Pamila Gupta
- Paper
- Bio
In this paper, I sketch a portrait of Goan sculptor Subodh Kerkar (b. 1959). Kerkar is a medical doctor-turned-artist who opened MOG (Museum of Goa), with “mog” also meaning love in Konkani, the local Goan dialect) in 2015; Located in the industrial estate of Pilerne near Goa’s coastline, it houses the largest private art collection on the Indian subcontinent. Kerkar calls himself a sea artist, and uses the littoral Indian Ocean as a canvas, medium, and carver of things. I focus on three recent projects of his that take on three distinct materialities: boats, plates and waves. I explore Kerkar’s artworks both as a form of ‘relational imaginary’ following Fendler (2019) and as a way of expressing Goan history by way of ‘tidalectics’ (Brathwaite 1973).
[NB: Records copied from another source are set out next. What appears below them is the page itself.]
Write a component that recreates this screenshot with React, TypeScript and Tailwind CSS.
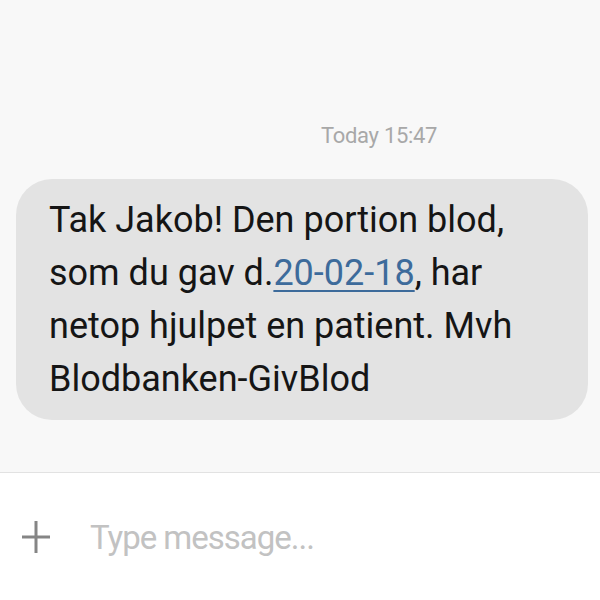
import React from "react";

export default function App() {
  return (
    <div className="w-[600px] h-[600px] flex flex-col bg-white overflow-hidden" style={{ fontFamily: "Roboto, 'Liberation Sans', sans-serif" }}>
      <div className="h-[473px] bg-[#f8f8f8] border-b border-[#e2e2e2] flex flex-col">
        <div className="pt-[121px] pl-[321px] text-[22px] leading-[30px] text-[#a8a8a8] tracking-[-0.3px]">Today 15:47</div>
        <div className="mt-[28px] ml-[16px] w-[572px] h-[241px] rounded-[36px] bg-[#e3e3e3] pl-[33px] pt-[15px] text-[36px] leading-[53px] text-[#151515]">
          Tak Jakob! Den portion blod,
          <br />
          som du gav d.<span className="text-[#3d6b9b] underline decoration-[2px] underline-offset-[5px]">20-02-18</span>, har
          <br />
          netop hjulpet en patient. Mvh
          <br />
          Blodbanken-GivBlod
        </div>
      </div>
      <div className="flex items-center pl-[21px] pt-[45px]">
        <svg width="30" height="32" viewBox="0 0 30 32" className="shrink-0 -mt-[3px]">
          <path d="M15 0 V32 M1 16 H29" stroke="#858585" strokeWidth="3" fill="none" />
        </svg>
        <div className="ml-[39px] text-[33px] leading-[40px] text-[#c2c2c2] tracking-[-1px]">Type message...</div>
      </div>
    </div>
  );
}
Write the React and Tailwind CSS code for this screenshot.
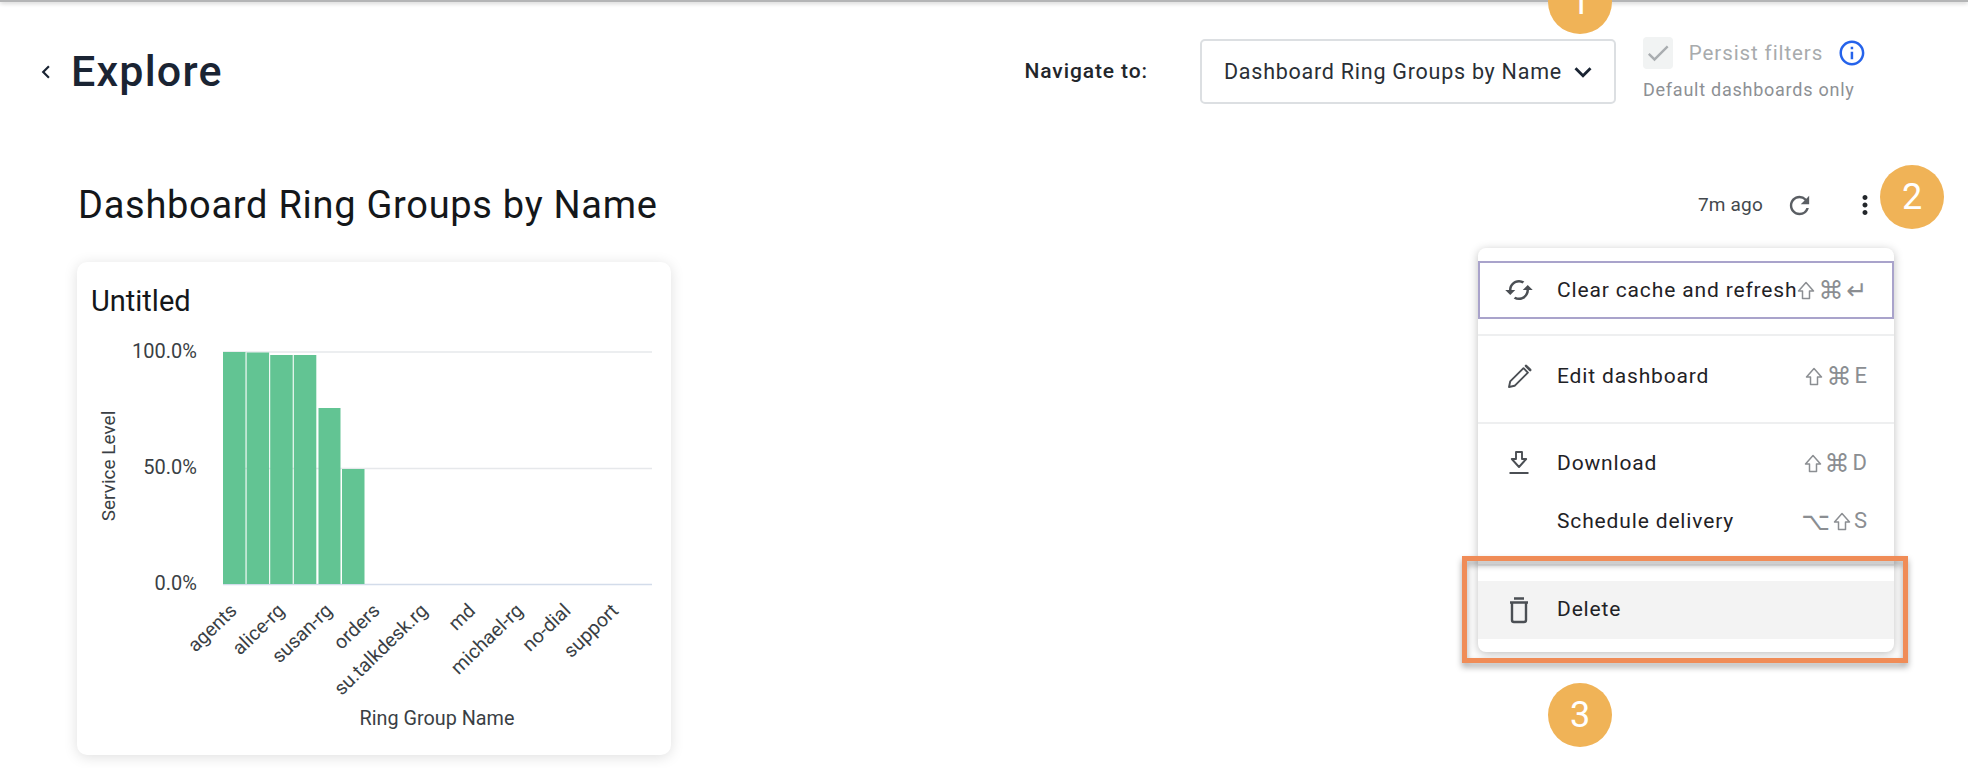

Based on interviews with the artist at MOG (in 2017 and 2019), a long-time urban resident of Goa, as well as the sourcing of images and online materials, I use his paintings, sculptures, installation and performance pieces (set both on beaches and underwater) to reflect on various aspects of coastal monsoonal Goa in relation to climate change: Goa’s submarine imperial (Portuguese) past and rich fishing industry; the role of sea art in documenting everyday experiences of the environment, and charting now submerged heritage-scapes, and finally, the potential of the medium (of art) to produce new water ontologies (based on time, ocean and the ‘interface of the human and non-human, the biological and geophysical, the historic and the contemporary’, following Deloughrey 2017) in an era of the Anthropocene.
Pamila Gupta is Professor at WISER (Wits Institute for Social and Economic Research) at the University of Witwatersrand in Johannesburg, South Africa. She holds a PhD in Socio-cultural Anthropology from Columbia University. Her research explores Lusophone (post)colonial links and legacies in India and Africa. She has published in Interventions, South African Historical Journal, African Studies, Social Dynamics, Journal of Asian and African Studies, Ler Historia, Ecologie & Politique, and Public Culture. She has recently co-edited thematic special issues for Feminist Theory, Radical History Review, and Critical Arts. She is the co-editor of Eyes Across the Water: Navigating the Indian Ocean with Isabel Hofmeyr and Michael Pearson (UNISA, 2010). Her monograph entitled The Relic State: St. Francis Xavier and the Politics of Ritual in Portuguese India was published by Manchester University Press (2014). Her newest collection of essays entitled Portuguese Decolonization in the Indian Ocean World: History and Ethnography was recently published with Bloomsbury Academic Press (2019).